-------- GIVEN RECORDS --------
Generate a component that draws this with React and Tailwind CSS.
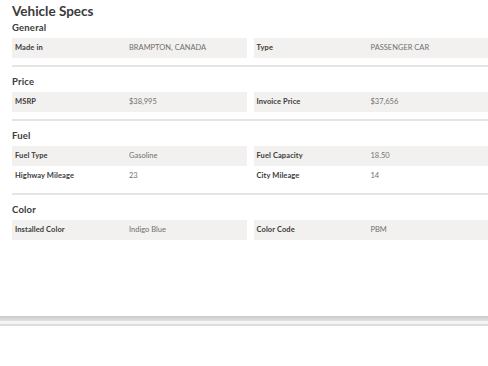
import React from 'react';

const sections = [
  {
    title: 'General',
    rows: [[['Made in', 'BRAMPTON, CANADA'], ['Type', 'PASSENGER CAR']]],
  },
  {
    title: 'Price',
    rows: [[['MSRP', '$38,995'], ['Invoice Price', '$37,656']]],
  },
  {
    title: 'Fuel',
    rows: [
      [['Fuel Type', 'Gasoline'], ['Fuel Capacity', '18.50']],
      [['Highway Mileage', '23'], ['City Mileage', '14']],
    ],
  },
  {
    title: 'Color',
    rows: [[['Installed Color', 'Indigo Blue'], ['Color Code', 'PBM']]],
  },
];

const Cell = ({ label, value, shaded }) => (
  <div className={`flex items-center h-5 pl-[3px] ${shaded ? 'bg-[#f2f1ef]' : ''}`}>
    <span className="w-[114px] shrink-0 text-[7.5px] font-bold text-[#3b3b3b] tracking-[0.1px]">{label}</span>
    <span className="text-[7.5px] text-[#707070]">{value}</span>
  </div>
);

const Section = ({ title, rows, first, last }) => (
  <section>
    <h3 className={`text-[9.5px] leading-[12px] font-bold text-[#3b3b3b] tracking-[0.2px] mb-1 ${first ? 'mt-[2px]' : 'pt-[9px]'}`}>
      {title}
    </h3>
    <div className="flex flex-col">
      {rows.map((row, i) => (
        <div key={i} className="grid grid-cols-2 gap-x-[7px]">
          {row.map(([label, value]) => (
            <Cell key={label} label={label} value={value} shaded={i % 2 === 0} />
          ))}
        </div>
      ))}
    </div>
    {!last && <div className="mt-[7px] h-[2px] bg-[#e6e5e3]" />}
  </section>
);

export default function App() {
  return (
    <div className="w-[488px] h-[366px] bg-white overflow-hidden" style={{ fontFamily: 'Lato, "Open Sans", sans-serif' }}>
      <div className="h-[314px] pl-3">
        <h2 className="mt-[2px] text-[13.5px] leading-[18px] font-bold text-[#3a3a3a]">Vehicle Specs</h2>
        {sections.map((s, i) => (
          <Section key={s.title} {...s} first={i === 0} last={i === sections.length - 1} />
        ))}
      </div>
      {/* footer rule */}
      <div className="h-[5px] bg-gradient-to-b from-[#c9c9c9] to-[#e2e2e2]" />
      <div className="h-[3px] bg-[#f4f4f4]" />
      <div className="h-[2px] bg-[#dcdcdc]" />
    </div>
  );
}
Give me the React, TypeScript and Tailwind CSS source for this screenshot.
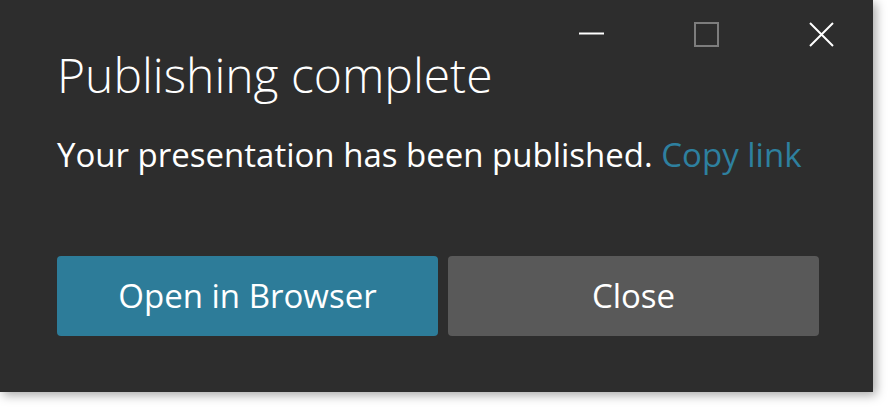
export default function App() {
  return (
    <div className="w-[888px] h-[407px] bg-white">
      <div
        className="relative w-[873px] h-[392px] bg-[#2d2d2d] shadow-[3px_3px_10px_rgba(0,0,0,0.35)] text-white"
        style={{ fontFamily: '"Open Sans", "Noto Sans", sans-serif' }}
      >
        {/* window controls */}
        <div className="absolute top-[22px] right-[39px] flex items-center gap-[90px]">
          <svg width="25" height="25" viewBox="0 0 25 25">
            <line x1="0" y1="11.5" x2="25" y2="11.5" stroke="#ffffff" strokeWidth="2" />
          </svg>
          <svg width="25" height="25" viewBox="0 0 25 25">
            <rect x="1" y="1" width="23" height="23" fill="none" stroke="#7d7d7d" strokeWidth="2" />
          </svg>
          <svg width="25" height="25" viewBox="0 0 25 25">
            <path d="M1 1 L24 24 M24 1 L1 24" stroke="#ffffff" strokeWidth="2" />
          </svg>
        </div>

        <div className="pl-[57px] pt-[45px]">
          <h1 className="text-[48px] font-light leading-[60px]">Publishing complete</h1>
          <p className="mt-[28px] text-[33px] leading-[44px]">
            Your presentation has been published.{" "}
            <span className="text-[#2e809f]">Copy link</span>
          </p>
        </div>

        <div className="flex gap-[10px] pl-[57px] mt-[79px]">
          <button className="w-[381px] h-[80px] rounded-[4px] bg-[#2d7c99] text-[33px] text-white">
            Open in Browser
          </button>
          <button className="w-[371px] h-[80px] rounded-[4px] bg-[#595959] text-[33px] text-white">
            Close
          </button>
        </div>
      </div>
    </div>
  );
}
--------
WHAT NEEDS TO BE DONE: Make an exact copy of every record, pictures excluded.

ANSWER FOR THIS EXERCISE:
Generate a component that draws this with React and Tailwind CSS.
import React from 'react';

const sections = [
  {
    title: 'General',
    rows: [[['Made in', 'BRAMPTON, CANADA'], ['Type', 'PASSENGER CAR']]],
  },
  {
    title: 'Price',
    rows: [[['MSRP', '$38,995'], ['Invoice Price', '$37,656']]],
  },
  {
    title: 'Fuel',
    rows: [
      [['Fuel Type', 'Gasoline'], ['Fuel Capacity', '18.50']],
      [['Highway Mileage', '23'], ['City Mileage', '14']],
    ],
  },
  {
    title: 'Color',
    rows: [[['Installed Color', 'Indigo Blue'], ['Color Code', 'PBM']]],
  },
];

const Cell = ({ label, value, shaded }) => (
  <div className={`flex items-center h-5 pl-[3px] ${shaded ? 'bg-[#f2f1ef]' : ''}`}>
    <span className="w-[114px] shrink-0 text-[7.5px] font-bold text-[#3b3b3b] tracking-[0.1px]">{label}</span>
    <span className="text-[7.5px] text-[#707070]">{value}</span>
  </div>
);

const Section = ({ title, rows, first, last }) => (
  <section>
    <h3 className={`text-[9.5px] leading-[12px] font-bold text-[#3b3b3b] tracking-[0.2px] mb-1 ${first ? 'mt-[2px]' : 'pt-[9px]'}`}>
      {title}
    </h3>
    <div className="flex flex-col">
      {rows.map((row, i) => (
        <div key={i} className="grid grid-cols-2 gap-x-[7px]">
          {row.map(([label, value]) => (
            <Cell key={label} label={label} value={value} shaded={i % 2 === 0} />
          ))}
        </div>
      ))}
    </div>
    {!last && <div className="mt-[7px] h-[2px] bg-[#e6e5e3]" />}
  </section>
);

export default function App() {
  return (
    <div className="w-[488px] h-[366px] bg-white overflow-hidden" style={{ fontFamily: 'Lato, "Open Sans", sans-serif' }}>
      <div className="h-[314px] pl-3">
        <h2 className="mt-[2px] text-[13.5px] leading-[18px] font-bold text-[#3a3a3a]">Vehicle Specs</h2>
        {sections.map((s, i) => (
          <Section key={s.title} {...s} first={i === 0} last={i === sections.length - 1} />
        ))}
      </div>
      {/* footer rule */}
      <div className="h-[5px] bg-gradient-to-b from-[#c9c9c9] to-[#e2e2e2]" />
      <div className="h-[3px] bg-[#f4f4f4]" />
      <div className="h-[2px] bg-[#dcdcdc]" />
    </div>
  );
}
Give me the React, TypeScript and Tailwind CSS source for this screenshot.
export default function App() {
  return (
    <div className="w-[888px] h-[407px] bg-white">
      <div
        className="relative w-[873px] h-[392px] bg-[#2d2d2d] shadow-[3px_3px_10px_rgba(0,0,0,0.35)] text-white"
        style={{ fontFamily: '"Open Sans", "Noto Sans", sans-serif' }}
      >
        {/* window controls */}
        <div className="absolute top-[22px] right-[39px] flex items-center gap-[90px]">
          <svg width="25" height="25" viewBox="0 0 25 25">
            <line x1="0" y1="11.5" x2="25" y2="11.5" stroke="#ffffff" strokeWidth="2" />
          </svg>
          <svg width="25" height="25" viewBox="0 0 25 25">
            <rect x="1" y="1" width="23" height="23" fill="none" stroke="#7d7d7d" strokeWidth="2" />
          </svg>
          <svg width="25" height="25" viewBox="0 0 25 25">
            <path d="M1 1 L24 24 M24 1 L1 24" stroke="#ffffff" strokeWidth="2" />
          </svg>
        </div>

        <div className="pl-[57px] pt-[45px]">
          <h1 className="text-[48px] font-light leading-[60px]">Publishing complete</h1>
          <p className="mt-[28px] text-[33px] leading-[44px]">
            Your presentation has been published.{" "}
            <span className="text-[#2e809f]">Copy link</span>
          </p>
        </div>

        <div className="flex gap-[10px] pl-[57px] mt-[79px]">
          <button className="w-[381px] h-[80px] rounded-[4px] bg-[#2d7c99] text-[33px] text-white">
            Open in Browser
          </button>
          <button className="w-[371px] h-[80px] rounded-[4px] bg-[#595959] text-[33px] text-white">
            Close
          </button>
        </div>
      </div>
    </div>
  );
}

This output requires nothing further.